Apresentação
DOI:
https://doi.org/10.0000/hoplos.v3i4.38192Resumo
Em 1º de janeiro de 2003, durante a sessão de posse no Congresso Nacional, o então presidente Luiz Inácio Lula da Silva anunciou que as relações internacionais de seu governo seriam orientadas para “a construção de uma América do Sul politicamente estável, próspera e unida, com base em ideais democráticos e de justiça social”. Em seguida, acrescentou que se comprometeria a fazer “florescer uma verdadeira identidade do Mercosul e da América do Sul”.
Ao elevar a América do Sul à condição de prioridade da agenda de política externa, Lula consolidou um processo que se encontrava em andamento desde a redemocratização dos países da região. É verdade que a ideia de América do Sul e a respectiva restrição geográfica da vizinhança remontam à chancelaria do Barão do Rio Branco. Mas a conversão daquele espaço em um conceito operacional capaz de resultar em medidas concretas de cooperação e de integração é um fenômeno inquestionavelmente mais recente.
No embalo da redemocratização, a superação da rivalidade entre o Brasil e a Argentina abriu as portas para a multiplicação de experiências de abrangência regional.

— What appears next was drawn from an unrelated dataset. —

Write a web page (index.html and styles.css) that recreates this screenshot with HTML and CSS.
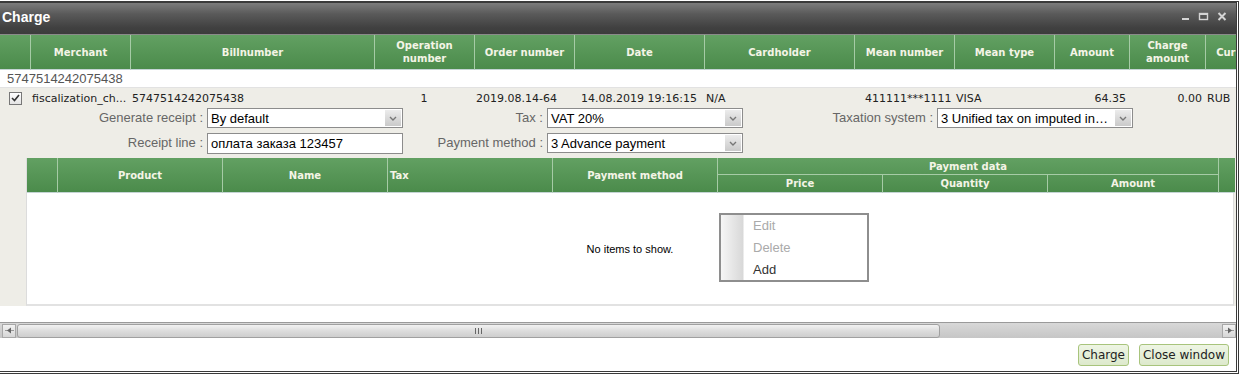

Nesse contexto, a década de 1990 foi promissora. Duas iniciativas de relevo foram justamente a criação do Mercado Comum do Sul (Mercosul) e da Agência Brasileiro-Argentina de Contabilidade e Controle de Materiais Nucleares (Abacc). Outras propostas, por sua vez, malograram. Foi o caso da Área de Livre Comércio Sul-Americana (Alcsa), idealizada por Itamar Franco para rivalizar com o avanço do projeto norte-americano da Área de Livre Comércio das Américas (Alca).
Ainda assim, a ideia de congregar a América do Sul continuou viva. No ano 2000, Fernando Henrique Cardoso lançou a Reunião de Presidentes da América do Sul, em Brasília. Pela primeira vez na história das relações interamericanas, uma reunião de cúpula esteve voltada apenas para as nações do subcontinente sul-americano. Até então, todos os encontros do gênero assumiam um perfil ora latino-americano - incorporando países de foram da América do Sul -, ora pan-americano. Em seguida, houve o lançamento da Iniciativa para a Integração da Infraestrutura Regional Sul-Americana (Iirsa), com o objetivo de superar a deficiência da integração física no subcontinente.
Embora sutis para muitos observadores, essas mudanças refletiam uma nova interpretação sobre as potencialidades da região. Enquanto a América do Sul ocupava um espaço cada vez mais destacado na diplomacia brasileira, a América Latina foi progressivamente deslocada para um plano secundário. Basta lembrar que foi nessa época que o México desfalcou a “família” latino-americana, ao fazer sua opção pelo Norte, aderindo ao NAFTA. Sendo assim, a agenda latino-americana não deixou de ter sua relevância, mas agora precisaria concorrer com uma nova referência regional mais tangível aos interesses do país.
Ao perpassar a gestão de tantos presidentes com convicções e orientações ideológicas distintas, a América do Sul esteve sempre entre as prioridades do país. Enquanto ocupava o Palácio do Planalto, Fernando Henrique Cardoso afirmou que “O Mercosul para nós é um destino, enquanto que a Alca é apenas uma opção”. Em outras palavras, a América do Sul e seus organismos regionais passaram a ser contemplados como política de Estado.
Contudo, é inequívoco que a região vivencia, hoje, o seu pior momento. O desmonte de projetos consolidados e em construção já é uma realidade terrivelmente. Até os mais otimistas se assustam diante dos danos produzidos, cuja correção levará anos para reverter. Debater o papel que a América do Sul deve ocupar no processo de desenvolvimento do país é uma urgência. Por essa razão, a iniciativa da equipe editorial da Revista Hoplos deve ser saudada com entusiasmo. Agrupando cinco artigos que abordam aspectos históricos, diplomáticos e estratégicos, a presente edição recoloca a América do Sul no lugar de onde ela nunca deveria ter saído. Afinal, como dizia Vamireh Chacon: “o Brasil e os hispano-americanos vão continuar onde estão, vizinhos imediatos. Não adianta se ignorarem, ou hostilizarem-se”.